As for my novel...for better or worse, I'm sending it out tomorrow. How a person knows when his novel is finished is a topic for another day. (Although, hint: a person has no goddam idea.)

8 comments:

Anonymous said...

Sounds like fun. Memory is one of my great themes, particularly its fragmented, contingent nature. Our lives are made only of bits of the past, fragments of memories of disjointed moments, and yet we seem to be able to create the illusion of a continuous past, a long and unbroken path back to childhood. We put a lot of weight on certain details, and not necessarily the truly important ones.

I still want to wake up one morning with the answer to this. Why, when everything about us is vapour, are we still so solidly and definitely here?

Bon voyage to your novel. I hope it thrives.

Anonymous said...

I hadn't made the Fight Club connection, but I see what you mean. Interesting.

Anonymous said...

Hope I haven't ruined it for you!

Thanks a lot for the recommendation, matt--I was really inspired by that book.

Anonymous said...

Any chance you'd share the titles of the other readings from your "weird stories" course?

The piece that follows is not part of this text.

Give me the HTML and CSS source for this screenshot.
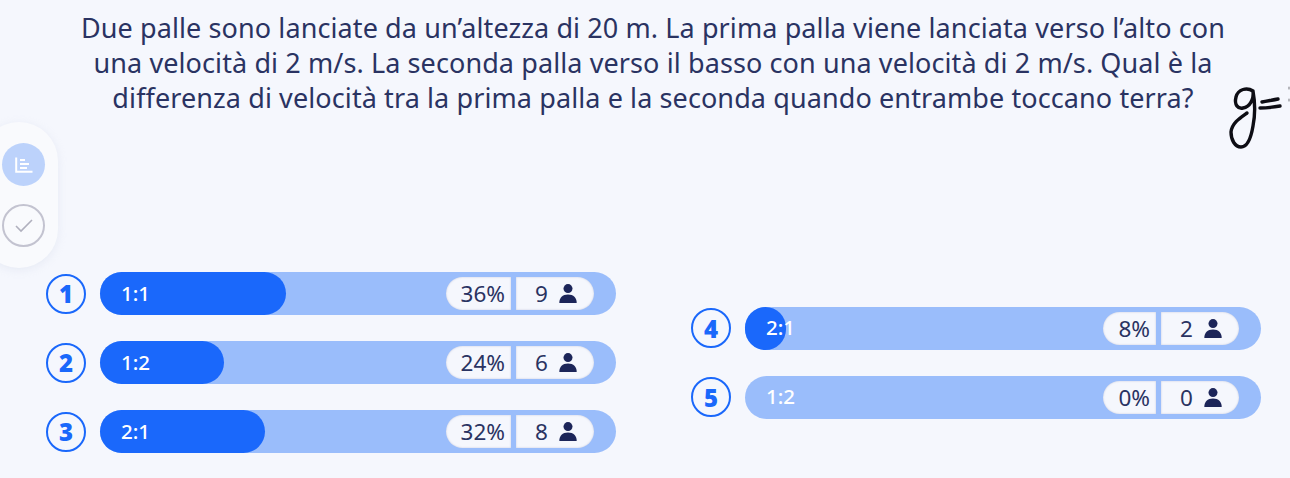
FILE: index.html
```html
<!DOCTYPE html>
<html lang="it">

<head>
    <meta charset="UTF-8">
    <title>Risultati</title>
    <link rel="stylesheet" href="styles.css">
</head>

<body>
    <p class="question">Due palle sono lanciate da un’altezza di 20 m. La prima palla viene lanciata verso l’alto con una velocità di 2 m/s. La seconda palla verso il basso con una velocità di 2 m/s. Qual è la differenza di velocità tra la prima palla e la seconda quando entrambe toccano terra?</p>

    <svg class="ink" width="90" height="90" viewBox="0 0 90 90">
        <path d="M53 21C47 17 38 19 36 27C34 35 38 39 43 38C50 37 54 29 53 21C55 32 55 46 53 56C51 68 47 77 41 77C35 77 31 70 31 62C32 53 40 48 47 43" />
        <path d="M62 32C67 31 73 30 78 29M60 38C66 38 74 37 80 36" />
        <path class="ink-cut" d="M89 17V19M89 29V31" />
    </svg>

    <div class="side">
        <div class="sideBtn sideBtnOn">
            <svg width="18" height="16" viewBox="0 0 18 16">
                <path d="M1.2 0.5V14.8H17.5" />
                <path d="M5 3H10M5 7H14M5 11H12" />
            </svg>
        </div>
        <div class="sideBtn sideBtnOff">
            <svg width="18" height="14" viewBox="0 0 18 14">
                <path d="M1 7L6 12L17 1" />
            </svg>
        </div>
    </div>

    <div class="answers">
        <div class="col">
            <div class="row">
                <span class="num">1</span>
                <div class="bar">
                    <div class="fill" style="width: 36%"></div>
                    <span class="label">1:1</span>
                    <div class="stats"><span class="pct">36%</span><span class="count">9 <svg class="user" viewBox="0 0 18 19"><circle cx="9" cy="4.6" r="4.5" /><path d="M0.3 19C0.3 14 3.5 10.6 9 10.6C14.5 10.6 17.7 14 17.7 19Z" /></svg></span></div>
                </div>
            </div>
            <div class="row">
                <span class="num">2</span>
                <div class="bar">
                    <div class="fill" style="width: 24%"></div>
                    <span class="label">1:2</span>
                    <div class="stats"><span class="pct">24%</span><span class="count">6 <svg class="user" viewBox="0 0 18 19"><circle cx="9" cy="4.6" r="4.5" /><path d="M0.3 19C0.3 14 3.5 10.6 9 10.6C14.5 10.6 17.7 14 17.7 19Z" /></svg></span></div>
                </div>
            </div>
            <div class="row">
                <span class="num">3</span>
                <div class="bar">
                    <div class="fill" style="width: 32%"></div>
                    <span class="label">2:1</span>
                    <div class="stats"><span class="pct">32%</span><span class="count">8 <svg class="user" viewBox="0 0 18 19"><circle cx="9" cy="4.6" r="4.5" /><path d="M0.3 19C0.3 14 3.5 10.6 9 10.6C14.5 10.6 17.7 14 17.7 19Z" /></svg></span></div>
                </div>
            </div>
        </div>

        <div class="col">
            <div class="row">
                <span class="num">4</span>
                <div class="bar">
                    <div class="fill" style="width: 8%"></div>
                    <span class="label">2:1</span>
                    <div class="stats"><span class="pct">8%</span><span class="count">2 <svg class="user" viewBox="0 0 18 19"><circle cx="9" cy="4.6" r="4.5" /><path d="M0.3 19C0.3 14 3.5 10.6 9 10.6C14.5 10.6 17.7 14 17.7 19Z" /></svg></span></div>
                </div>
            </div>
            <div class="row">
                <span class="num">5</span>
                <div class="bar">
                    <span class="label">1:2</span>
                    <div class="stats"><span class="pct">0%</span><span class="count">0 <svg class="user" viewBox="0 0 18 19"><circle cx="9" cy="4.6" r="4.5" /><path d="M0.3 19C0.3 14 3.5 10.6 9 10.6C14.5 10.6 17.7 14 17.7 19Z" /></svg></span></div>
                </div>
            </div>
        </div>
    </div>
</body>

</html>
```

FILE: styles.css
```css
*{
    margin: 0;
    padding: 0;
    box-sizing: border-box;
}

body{
    position: relative;
    width: 1290px;
    height: 478px;
    overflow: hidden;
    background-color: #f5f7fd;
    font-family: "Noto Sans", "Open Sans", sans-serif;
    color: #2a3362;
}

.question{
    width: 1160px;
    margin-left: 73px;
    padding-top: 10px;
    height: 272px;
    font-size: 27px;
    letter-spacing: 0.1px;
    line-height: 35px;
    text-align: center;
}

.ink{
    position: absolute;
    left: 1200px;
    top: 70px;
}

.ink path{
    fill: none;
    stroke: #0d0d14;
    stroke-width: 3.4;
    stroke-linecap: round;
    stroke-linejoin: round;
}

.ink .ink-cut{
    stroke: #8a8a90;
    stroke-width: 1.2;
}

.side{
    position: absolute;
    left: -20px;
    top: 122px;
    width: 78px;
    height: 146px;
    padding: 21px 0 0 22px;
    border-radius: 39px;
    background-color: #f9fafd;
    box-shadow: 0 2px 8px rgba(200, 205, 225, 0.3);
    display: flex;
    flex-direction: column;
    gap: 18px;
}

.sideBtn{
    width: 43px;
    height: 43px;
    border-radius: 50%;
    display: flex;
    justify-content: center;
    align-items: center;
}

.sideBtn svg path{
    fill: none;
}

.sideBtnOn{
    background-color: #bcd2fb;
}

.sideBtnOn svg path{
    stroke: #fff;
    stroke-width: 2;
}

.sideBtnOff{
    border: 2.5px solid #c3c3d0;
}

.sideBtnOff svg path{
    stroke: #b0b0be;
    stroke-width: 1.6;
}

.answers{
    display: grid;
    grid-template-columns: 570px 570px;
    column-gap: 75px;
    margin-left: 46px;
    align-items: center;
}

.col{
    display: flex;
    flex-direction: column;
    gap: 26px;
}

.row{
    display: flex;
    align-items: center;
    gap: 14px;
}

.num{
    flex: none;
    width: 40px;
    height: 40px;
    border: 2px solid #1a68fb;
    border-radius: 50%;
    display: flex;
    justify-content: center;
    align-items: center;
    color: #1a68fb;
    font-size: 24px;
    font-weight: 900;
}

.bar{
    position: relative;
    flex: 1;
    height: 43px;
    padding: 0 22px 0 21px;
    border-radius: 22px;
    background-color: #9abdfb;
    display: flex;
    justify-content: space-between;
    align-items: center;
}

.fill{
    position: absolute;
    left: 0;
    top: 0;
    bottom: 0;
    border-radius: 22px;
    background-color: #1a68fb;
}

.label{
    position: relative;
    top: -1px;
    color: #fff;
    font-size: 20.5px;
    font-weight: 500;
}

.stats{
    position: relative;
    display: flex;
    gap: 5px;
    height: 33px;
    font-size: 22.5px;
}

.pct, .count{
    display: flex;
    align-items: center;
    background-color: #f5f7fd;
    box-shadow: inset 0 0 2px rgba(120, 130, 170, 0.4);
}

.pct{
    padding: 0 6px 0 15px;
    border-radius: 17px 0 0 17px;
}

.count{
    width: 78px;
    padding-left: 19px;
    gap: 11px;
    border-radius: 0 17px 17px 0;
}

.user{
    width: 18px;
    height: 19px;
    fill: #1c2559;
}
```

Also, thanks very much for this blog! I've been reading it pretty regularly for the last 6 months and a great deal of the fiction i've read in that period is due to your recommendations. Most of it has been great and stuff i probably wouldn't have found on my own! I'm afraid i don't really see the attraction to 'the laughing policeman,' but almost everything else has been spot-on.

Anonymous said...

Here's a link to the syllabus of this class....I'll probably post about it now and then throughout the semester.

http://inverseroom.creotia.com/other/weird.pdf

Thanks, Rich, and sorry you didn't dig the Swedes!

Anonymous said...

So, what does that entail? Is it going to your agent or a publisher? Did you end up doing loads of redrafts?

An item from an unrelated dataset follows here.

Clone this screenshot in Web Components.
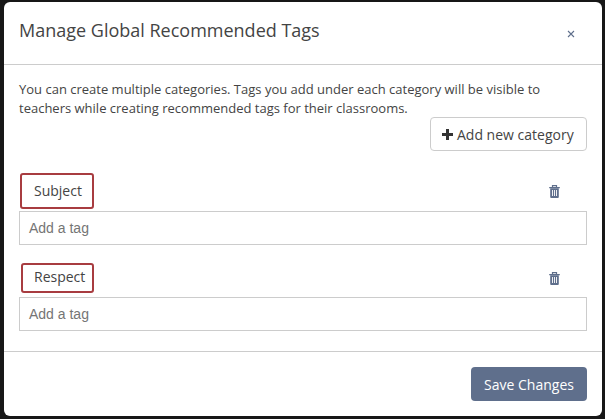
<!DOCTYPE html>
<html>
<head>
<meta charset="utf-8">
<title>Manage Global Recommended Tags</title>
<style>
  html, body { margin: 0; height: 100%; }
  body { background: #171717; font-family: "Open Sans", "Liberation Sans", sans-serif; overflow: hidden; }
</style>
</head>
<body>
<tag-modal heading="Manage Global Recommended Tags">
  <p>You can create multiple categories. Tags you add under each category will be visible to teachers while creating recommended tags for their classrooms.</p>
  <add-button>Add new category</add-button>
  <tag-category name="Subject" style="--box-h:36px; --box-l:1px; --box-w:74px; --box-p:12px; --box-b:0px; --top:22px; --gap:2px"></tag-category>
  <tag-category name="Respect" style="--box-h:30px; --box-l:2px; --box-w:73px; --box-p:11px; --box-b:2px; --top:18px; --gap:4px"></tag-category>
  <save-button slot="footer">Save Changes</save-button>
</tag-modal>

<script>
class TagModal extends HTMLElement{
  constructor(){
    super()
    this.attachShadow({ mode: 'open'});
  }

  connectedCallback(){
    this.shadowRoot.innerHTML = `
    <style>
      :host {
        display: flex;
        flex-direction: column;
        box-sizing: border-box;
        width: 598px;
        height: 414px;
        margin: 2px 3px 3px 4px;
        background: #fff;
        border-radius: 6px;
        color: #444;
      }
      header {
        display: flex;
        justify-content: space-between;
        box-sizing: border-box;
        height: 63px;
        padding: 15px 15px 0 15px;
        border-bottom: 1px solid #ccc;
      }
      h2 {
        margin: 0;
        font-size: 18px;
        font-weight: 400;
        line-height: 27px;
      }
      .close {
        margin: 13px 12px 0 0;
        width: 8px;
        height: 8px;
        color: #5f6f8c;
      }
      main {
        flex: 1;
        padding: 15px 15px 0 15px;
        font-size: 13px;
        line-height: 18.57px;
      }
      footer {
        display: flex;
        justify-content: flex-end;
        padding: 15px;
        border-top: 1px solid #ccc;
      }
      ::slotted(p) {
        margin: 0;
      }
    </style>
    <header>
      <h2>${this.getAttribute("heading")}</h2>
      <svg class="close" viewBox="0 0 8 8"><path d="M1 1l6 6M7 1l-6 6" stroke="currentColor" stroke-width="1.1" fill="none"/></svg>
    </header>
    <main><slot></slot></main>
    <footer><slot name="footer"></slot></footer>
    `
  }
}

class AddButton extends HTMLElement{
  constructor(){
    super()
    this.attachShadow({ mode: 'open'});
    this.shadowRoot.innerHTML = `
    <style>
      :host {
        display: flex;
        justify-content: flex-end;
      }
      button {
        display: flex;
        align-items: center;
        gap: 4px;
        box-sizing: border-box;
        width: 157px;
        height: 34px;
        padding: 0 0 0 11px;
        background: #fff;
        border: 1px solid #ccc;
        border-radius: 4px;
        color: #444;
        white-space: nowrap;
        font: 14px "Open Sans", "Liberation Sans", sans-serif;
      }
      svg { width: 11px; height: 11px; flex: none; }
    </style>
    <button>
      <svg viewBox="0 0 11 11"><path d="M4 0h3v4h4v3H7v4H4V7H0V4h4z" fill="#333"/></svg>
      <slot></slot>
    </button>
    `
  }
}

class TagCategory extends HTMLElement{
  constructor(){
    super()
    this.attachShadow({ mode: 'open'});
  }

  connectedCallback(){
    this.shadowRoot.innerHTML = `
    <style>
      :host {
        display: block;
        margin-top: var(--top);
      }
      .head {
        display: flex;
        align-items: center;
        justify-content: space-between;
        padding-left: var(--box-l);
      }
      .name {
        display: flex;
        align-items: center;
        box-sizing: border-box;
        width: var(--box-w);
        height: var(--box-h);
        padding-left: var(--box-p);
        padding-bottom: var(--box-b);
        border: 2px solid #a83c40;
        border-radius: 3px;
        font-size: 14px;
        color: #444;
      }
      .trash {
        width: 11px;
        height: 13px;
        margin-right: 27px;
      }
      .tag-input {
        box-sizing: border-box;
        height: 34px;
        margin-top: var(--gap);
        padding: 0 9px;
        border: 1px solid #ccc;
        font: 14px/32px "Liberation Sans", Arial, sans-serif;
        color: #757575;
      }
    </style>
    <div class="head">
      <div class="name">${this.getAttribute("name")}</div>
      <svg class="trash" viewBox="0 0 11 13"><path d="M3.5 2V.6h4V2M.2 2.6h10.6" stroke="#5f6f8c" stroke-width="1.2" fill="none"/><path d="M1.2 3.2h8.6V12a1 1 0 0 1-1 1H2.200a1 1 0 0 1-1-1z" fill="#5f6f8c"/><path d="M3.5 5v6M5.500 5v6M7.500 5v6" stroke="#fff" stroke-width=".9"/></svg>
    </div>
    <div class="tag-input">Add a tag</div>
    `
  }
}

class SaveButton extends HTMLElement{
  constructor(){
    super()
    this.attachShadow({ mode: 'open'});
    this.shadowRoot.innerHTML = `
    <style>
      :host { display: block; }
      button {
        box-sizing: border-box;
        width: 116px;
        height: 34px;
        padding: 0;
        background: #5f6f8c;
        border: none;
        border-radius: 4px;
        color: #fff;
        font: 14px "Open Sans", "Liberation Sans", sans-serif;
      }
    </style>
    <button><slot></slot></button>
    `
  }
}

customElements.define('tag-modal', TagModal);
customElements.define('add-button', AddButton);
customElements.define('tag-category', TagCategory);
customElements.define('save-button', SaveButton);
</script>
</body>
</html>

Please feel free to do a post on knowing when to send it off.

Anonymous said...

Maybe in a couple days I'll do that...

So yes, going to my agent. I haven't had a book editor since Norton dropped Happyland several years ago. This is an odd book, but I like it, and we'll see what happens with it. The version I sent today is basically v4.1--a major fourth draft with some minor touchups.

Anonymous said...

God, I don't know how you have the stomach to keep looking at it again and again.

good luck!

Is this a controversial book again?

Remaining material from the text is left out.